Responsible policymakers may disagree
over whether such tactics are better than other alternatives, or set
destructive precedents for other nations to follow. But it would be
irresponsible to deny the value of the option. There needs to be meaningful
choices between impotence and violence. Much as the "soft power" of
cultural exchange and economic trade complements military "hard
power" on the global stage, soft preemption -- as public policy, not just
covert action -- is a necessary security counterpart to hard preemption.
Hard preemption -- military strikes -- is
almost always condemned as "illegal" and an "overreaction"
by the world's nations. Think of Israel's 1981 bombing of Iraq's Osirak nuclear
reactor. Similarly, the hard option was seriously considered -- and dismissed
-- in the Clinton administration's plans to bomb North Korean nuclear
facilities in June 1994. The laws, rules and customs around hard preemption are
etched in shades of gray.
In stark contrast to the destructive
intent of hard preemption, soft preemption seeks to undermine and compromise an
enemy's ability to attack without killing people or blowing up property.
Strategically toughening visa and immigration requirements are obvious soft
preemption tactics. So are recent policies by European authorities -- notably
in France and England -- to deport noncitizens who fund, organize and incite
extremist violence.
As the experience of 9/11 and the recent
London bombings affirms, coordinating soft preemption strategies would require
levels of interagency information-sharing and collaboration that would
effectively erase historic organizational distinctions between law enforcement
and military defense worldwide. That's particularly true for disrupting the
global financial networks that fund terrorism or nuclear proliferation. In the
United States, presidential directives empower the secretary of state and the
Treasury Department to freeze assets and block financial transactions of
terrorists and those supporting them. They also let the United States deny
foreign banks access to U.S. markets if they decline to cooperate with American
authorities. The United Nations also has counterterrorism conventions targeting
finance.
Yet these are essentially law enforcement
protocols. If the United States wanted to surreptitiously disrupt the flow of a
terrorist funding network by, say, interfering with a bank's computers -- is
that a military attack, a law enforcement action, or something else?
"Information warfare" lends itself to soft preemption doctrines.
However, it defies easy categorization as a weapon subject to the laws of war
or criminal law. To the extent that American policymakers should heed the
"rule of law," international law at the moment obscures rather than
illuminates the appropriate role of soft preemption technologies.
By far the best and most enduring example
of soft preemption is economic sanctions. The practice of denying an adversary
vital resources that make it easier to wage war or pursue other hostile actions
goes back to Athens under Pericles in the 5th century B.C. To send the message
that, short of going to war, Athens would punish anyone who challenged her
authority, Pericles banned all trade with a city that had aligned itself with
Sparta. Alas, those sanctions ultimately led to the Peloponnesian Wars.

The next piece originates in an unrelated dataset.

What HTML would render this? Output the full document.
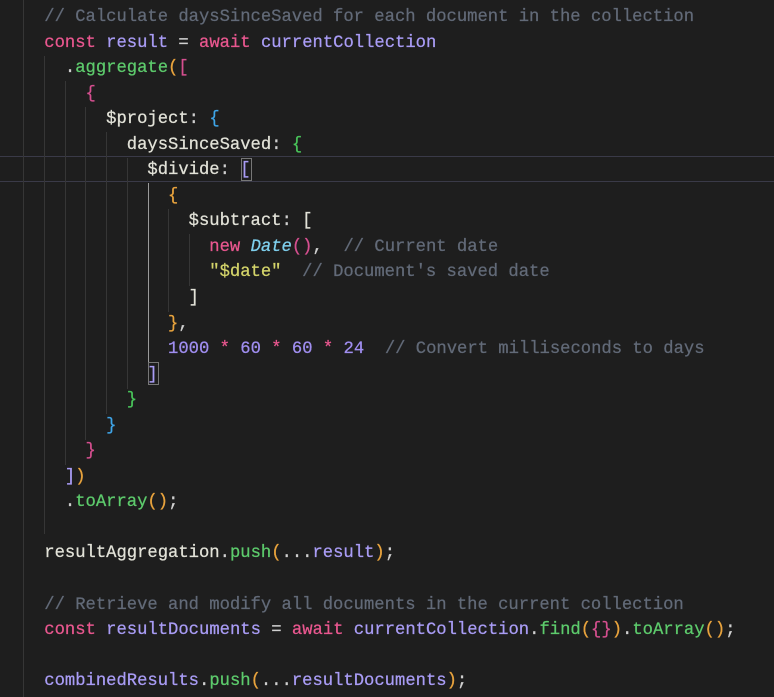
<!DOCTYPE html>
<html><head><meta charset="utf-8"><style>
html,body{margin:0;padding:0;background:#1e1e1e;width:774px;height:697px;overflow:hidden;position:relative}
pre{position:absolute;left:3px;top:5px;margin:0;font-family:"Liberation Mono",monospace;font-size:17.2px;line-height:25.55px;color:#dcdcdc;white-space:pre;-webkit-text-stroke:0.25px currentColor}
.c{color:#626a78}.k{color:#e9578f}.v{color:#a99cf5}.f{color:#5dcb6c}.p{color:#e2e2d8}.n{color:#a08ef0}.s{color:#d4d46a}.t{color:#7fd0ee;font-style:italic}
.y{color:#e8a33d}.m{color:#d54f8f}.b{color:#3fa5e8}.g{color:#49c45a}.o{color:#d0d0d0}
.g1{position:absolute;width:1px;background:#363636}
.hl{position:absolute;left:0;width:774px;height:1px;background:#3a3a48}
.box{position:absolute;border:1px solid #777;width:9px;height:21px}
</style></head><body>
<div class="hl" style="top:156px"></div><div class="hl" style="top:181px"></div>
<div class="g1" style="left:23px;top:0;height:697px"></div>
<div class="g1" style="left:44px;top:56px;height:478px"></div>
<div class="g1" style="left:65px;top:81px;height:384px"></div>
<div class="g1" style="left:85px;top:107px;height:333px"></div>
<div class="g1" style="left:106px;top:132px;height:282px"></div>
<div class="g1" style="left:127px;top:158px;height:231px"></div>
<div class="g1" style="left:148px;top:183px;height:180px;background:#9a9a9a"></div>
<div class="g1" style="left:168px;top:209px;height:103px"></div>
<div class="g1" style="left:189px;top:234px;height:52px"></div>
<div class="box" style="left:241px;top:158px"></div>
<div class="box" style="left:148px;top:362px"></div>
<pre><span class="c">    // Calculate daysSinceSaved for each document in the collection</span>
    <span class="k">const</span> <span class="v">result</span> <span class="o">=</span> <span class="k">await</span> <span class="v">currentCollection</span>
      <span class="o">.</span><span class="f">aggregate</span><span class="y">(</span><span class="m">[</span>
        <span class="m">{</span>
          <span class="p">$project</span><span class="o">:</span> <span class="b">{</span>
            <span class="p">daysSinceSaved</span><span class="o">:</span> <span class="g">{</span>
              <span class="p">$divide</span><span class="o">:</span> <span class="v">[</span>
                <span class="y">{</span>
                  <span class="p">$subtract</span><span class="o">:</span> <span class="p">[</span>
                    <span class="k">new</span> <span class="t">Date</span><span class="m">()</span><span class="o">,</span>  <span class="c">// Current date</span>
                    <span class="s">"$date"</span>  <span class="c">// Document's saved date</span>
                  <span class="p">]</span>
                <span class="y">}</span><span class="o">,</span>
                <span class="n">1000</span> <span class="k">*</span> <span class="n">60</span> <span class="k">*</span> <span class="n">60</span> <span class="k">*</span> <span class="n">24</span>  <span class="c">// Convert milliseconds to days</span>
              <span class="v">]</span>
            <span class="g">}</span>
          <span class="b">}</span>
        <span class="m">}</span>
      <span class="v">]</span><span class="y">)</span>
      <span class="o">.</span><span class="f">toArray</span><span class="y">()</span><span class="o">;</span>

    <span class="p">resultAggregation</span><span class="o">.</span><span class="f">push</span><span class="y">(</span><span class="o">...</span><span class="v">result</span><span class="y">)</span><span class="o">;</span>

<span class="c">    // Retrieve and modify all documents in the current collection</span>
    <span class="k">const</span> <span class="v">resultDocuments</span> <span class="o">=</span> <span class="k">await</span> <span class="v">currentCollection</span><span class="o">.</span><span class="f">find</span><span class="y">(</span><span class="m">{}</span><span class="y">)</span><span class="o">.</span><span class="f">toArray</span><span class="y">()</span><span class="o">;</span>

    <span class="v">combinedResults</span><span class="o">.</span><span class="f">push</span><span class="y">(</span><span class="o">...</span><span class="v">resultDocuments</span><span class="y">)</span><span class="o">;</span></pre>
</body></html>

During the Cold War, the West set up
COCOM -- an international security committee -- to prevent the Soviet Union and
its Warsaw Pact allies, along with China, from getting access to commercial
high-tech "dual-use" technology that could be used in weapons
systems. It enjoyed mixed success. Most recently, a good case could be made
that Western sanctions against Iraq were far more successful than most analysts
had anticipated. Iraq's dilapidated economy and military infrastructure
contributed to its rapid collapse in the Persian Gulf War.

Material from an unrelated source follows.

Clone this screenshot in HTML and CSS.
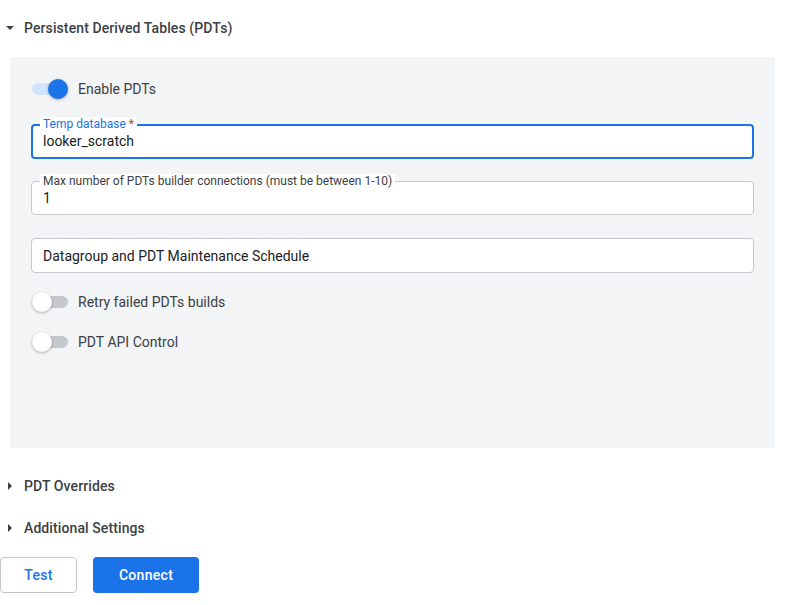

Sanctions can indeed undermine the
ability of an adversary to engage in certain large-scale conflicts. But their
preemptive national security impact has been obscured by their use to punish
nations for misbehavior -- i.e., South Africa and Serbia -- instead of to
undermine their ability to prosecute a war. Moreover, economic sanctions tend
to target and punish entire populations rather than specific regimes.